Tuesday, November 25, 2008

That Sounds Like a Terrible Idea



The International Association of Independent Tanker Owners thinks that a blockade of Somali ports would be more effective against pirates than shipping escort. The European Community Shipowners Association thinks that air and cruise missile attacks on pirate bases would be even more effective. And the Russians, apparently, believe that direct land-based attacks on pirate strongholds are necessary:
NATO, the European Union and others should launch land operations against bases of Somali pirates in coordination with Russia, the Russian ambassador to NATO said on Wednesday.
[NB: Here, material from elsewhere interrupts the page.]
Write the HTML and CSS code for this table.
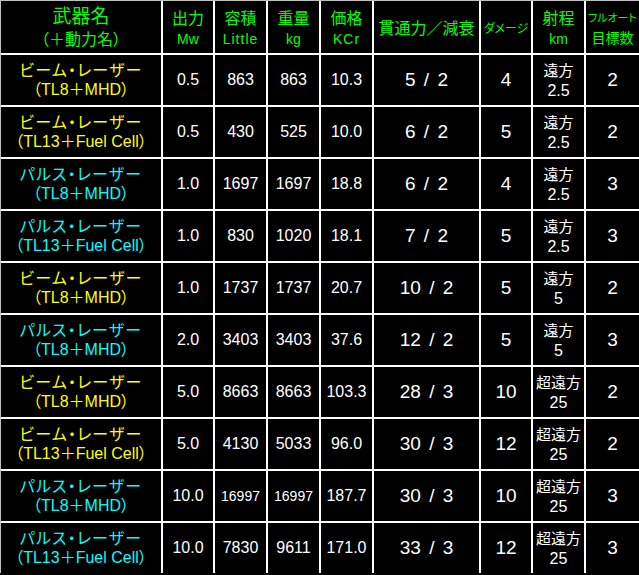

Dmitry Rogozin said the view of Russian experts was that naval action alone, even involving a large fleet of a powerful nation, would not be enough to defeat the pirates, given Somalia's geo-strategic position.

"So it is up to NATO, the EU and other major stakeholders to conduct not a sea operation, but in fact a land coastal operation to eradicate the bases of pirates on the ground," he said.

Let's take these in reverse order. The idea of a NATO/EU/Russian invasion of Somalia (which is what ground based attacks would amount to) strikes me as crazy. David Axe:
Please recall that the last time Western troops had a large presence in Somalia, in 1993, 18 Americans and hundreds of Somalis died in a brutal gun battle. And much of the bloodshed in Somalia today is an outgrowth of a brutal Ethiopian occupation. Somalia is not the kind of place you invade lightly, and certainly not just to kill a few pirates.

I'm also less than convinced by the airstrike option. Pirates may have offices and known operation centers like everyone else, but I doubt that much organizational capital is tied up in fixed land infrastructure; rather, I suspect that the capital is in ships, human expertise, and organizational/tribal loyalties, the last two of which cannot be easily destroyed with cruise missiles. Striking pirate motherships in port might make some sense, if you could reliably differentiate them from normal shipping. But any such strike would run the risk of civilian casualties, and the piracy problem just isn't serious enough to take gambles like that.

I don't know about the close blockade concept; my hunch is that there are too many points of egress on the Somali coast and too few ships to carry out a full blockade. A close blockade would also put naval vessels at risk of attack from small boats; it's very unlikely that we'd see suicide attacks off Somalia, but I expect that the various navies would be too paranoid about the idea to actually go for it.

Axe gets it right, I think:
Ending piracy means encouraging Somalis to establish law and order on their own territory, while deterring pirates with naval patrols in international waters. An armed invasion would be counter-productive, by exacerbating the present nationalist insurgency and prolonging the country’s instability.